We meet Danny and her young daughter, Wes (Wesley Moss), on a scorching LA morning in a roadside tent that they have been living in since her husband’s untimely death. While Wes has been convinced by her mother that they are on a prolonged camping trip, she begins to grow restless as a result of the relentless heat and poor living conditions, and is promised by her mother that they will move into a new house that evening. The only obstacle to that end is a $300 deficit on the property’s deposit, which must be closed before the day is out. Wes is left with a childminder while Danny works to make up the difference. However, after being shorted by a client of her mobile hairdressing startup, her path to financial stability for herself and Wes is bulldozed into insecurity.
I’m Fine has many blemishes, from an uneven plot to rough, unpolished camera work. But effective filmmaking is a curious, mysterious beast that can’t be quantised, and, in this case, the feature’s potholes work to elevate the chaotic, frustrating charm that characterises its texture, and is necessary to prevent it dipping into an exercise in bleak social realism. Instead, Kali and co-director Angelique Molina (who also stars briefly as an irate client) build an ecosystem of fellow strugglers, hustlers and neurotics, with a similar vibrancy to that of Spike Lee’s Do the Right Thing, a film whose title is subtly, but surely deliberately, invoked by an LA gold broker.

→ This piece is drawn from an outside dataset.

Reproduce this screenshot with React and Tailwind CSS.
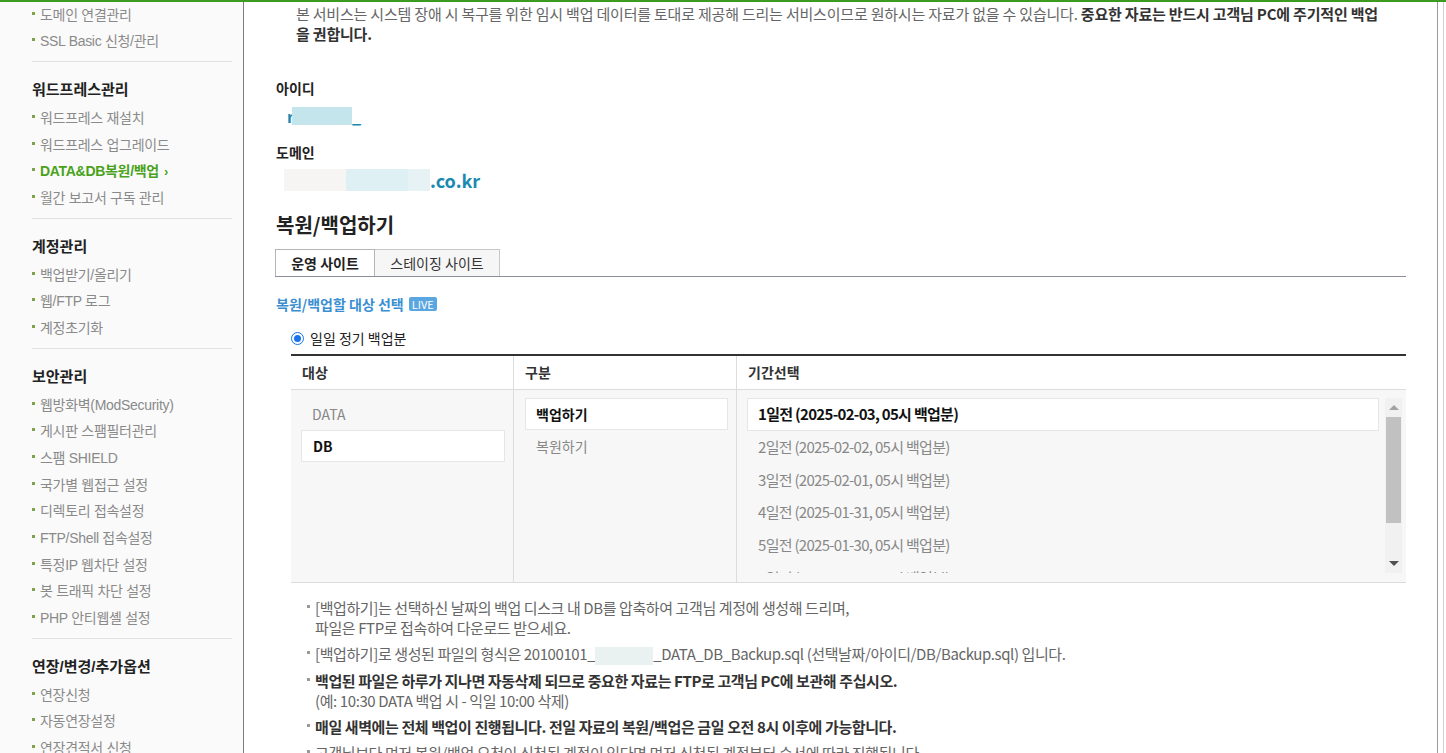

Kali and Molina’s direction is also at times surprisingly adventurous, a drug trip sequence acting as an allegorical vignette, which, far from being an indulgence, deepens the movie’s idiosyncratic melancholy while driving the plot towards its conclusion.
The issues with timing and pace are evident, but if there was ever a film which could absorb them, it would be one with a flawed yet spirited heart at its core.
Matthew McMillan
I’m Fine (Thanks for Asking) is released in select cinemas and on-demand on 3rd March 2023.